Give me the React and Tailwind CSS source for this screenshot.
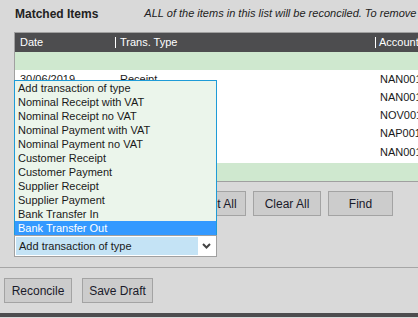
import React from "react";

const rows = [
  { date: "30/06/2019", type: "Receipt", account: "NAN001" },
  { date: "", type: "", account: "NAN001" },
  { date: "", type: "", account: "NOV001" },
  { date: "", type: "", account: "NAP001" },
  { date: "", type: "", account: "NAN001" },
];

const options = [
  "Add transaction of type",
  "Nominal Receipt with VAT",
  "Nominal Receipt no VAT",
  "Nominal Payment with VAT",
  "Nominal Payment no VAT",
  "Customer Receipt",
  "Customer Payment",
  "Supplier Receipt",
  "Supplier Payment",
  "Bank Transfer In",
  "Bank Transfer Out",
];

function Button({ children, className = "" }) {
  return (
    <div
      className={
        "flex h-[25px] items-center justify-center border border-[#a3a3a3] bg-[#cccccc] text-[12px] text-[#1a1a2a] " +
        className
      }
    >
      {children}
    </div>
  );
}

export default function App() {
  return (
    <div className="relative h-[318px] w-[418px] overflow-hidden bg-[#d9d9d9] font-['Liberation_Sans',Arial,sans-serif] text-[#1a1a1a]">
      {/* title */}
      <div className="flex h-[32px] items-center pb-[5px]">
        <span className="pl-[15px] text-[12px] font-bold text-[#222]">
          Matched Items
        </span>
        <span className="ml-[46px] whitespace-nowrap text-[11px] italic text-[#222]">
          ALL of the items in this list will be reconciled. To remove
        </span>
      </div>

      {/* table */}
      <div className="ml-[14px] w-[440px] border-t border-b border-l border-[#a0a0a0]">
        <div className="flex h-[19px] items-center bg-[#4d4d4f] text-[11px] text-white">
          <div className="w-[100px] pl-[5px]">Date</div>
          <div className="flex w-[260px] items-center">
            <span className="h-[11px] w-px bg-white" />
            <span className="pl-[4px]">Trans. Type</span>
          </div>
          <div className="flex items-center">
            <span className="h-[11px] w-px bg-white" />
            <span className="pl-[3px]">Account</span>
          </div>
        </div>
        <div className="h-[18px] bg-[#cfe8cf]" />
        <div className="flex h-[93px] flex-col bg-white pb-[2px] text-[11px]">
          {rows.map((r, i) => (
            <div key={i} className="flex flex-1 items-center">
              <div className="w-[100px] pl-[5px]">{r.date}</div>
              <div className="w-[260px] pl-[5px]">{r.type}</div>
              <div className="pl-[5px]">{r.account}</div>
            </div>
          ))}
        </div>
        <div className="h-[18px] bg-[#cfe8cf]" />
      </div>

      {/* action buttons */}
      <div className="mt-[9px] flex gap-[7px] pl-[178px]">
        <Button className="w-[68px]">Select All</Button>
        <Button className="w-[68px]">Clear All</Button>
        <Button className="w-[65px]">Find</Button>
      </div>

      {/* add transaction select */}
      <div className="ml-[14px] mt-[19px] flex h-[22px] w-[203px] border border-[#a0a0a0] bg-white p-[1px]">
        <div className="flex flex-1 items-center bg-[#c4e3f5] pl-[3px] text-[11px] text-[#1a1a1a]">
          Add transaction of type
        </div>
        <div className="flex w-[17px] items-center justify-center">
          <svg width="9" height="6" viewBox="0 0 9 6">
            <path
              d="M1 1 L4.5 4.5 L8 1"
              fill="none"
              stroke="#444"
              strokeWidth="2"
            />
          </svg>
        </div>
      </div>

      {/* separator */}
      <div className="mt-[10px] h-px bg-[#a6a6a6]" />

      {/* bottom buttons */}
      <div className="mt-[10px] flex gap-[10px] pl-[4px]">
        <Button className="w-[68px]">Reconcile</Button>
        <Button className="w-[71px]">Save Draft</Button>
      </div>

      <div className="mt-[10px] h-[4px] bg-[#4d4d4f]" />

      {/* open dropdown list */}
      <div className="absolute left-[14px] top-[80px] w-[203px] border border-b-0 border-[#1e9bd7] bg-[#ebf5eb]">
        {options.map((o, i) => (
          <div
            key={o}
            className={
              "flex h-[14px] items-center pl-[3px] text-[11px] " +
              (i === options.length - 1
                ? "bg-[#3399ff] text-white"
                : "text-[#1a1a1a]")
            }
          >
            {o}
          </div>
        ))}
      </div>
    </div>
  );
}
---
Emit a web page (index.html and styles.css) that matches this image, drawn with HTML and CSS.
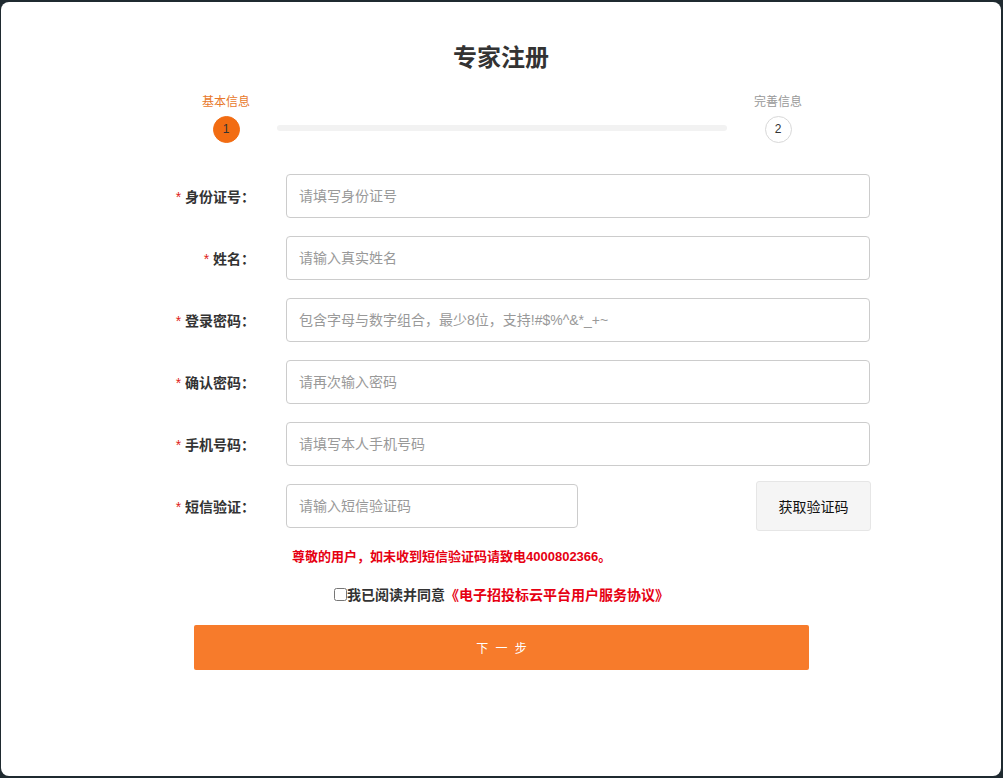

• [Exercise]: Return only the number of lines in the data that contain "React".

• [Solution]: 2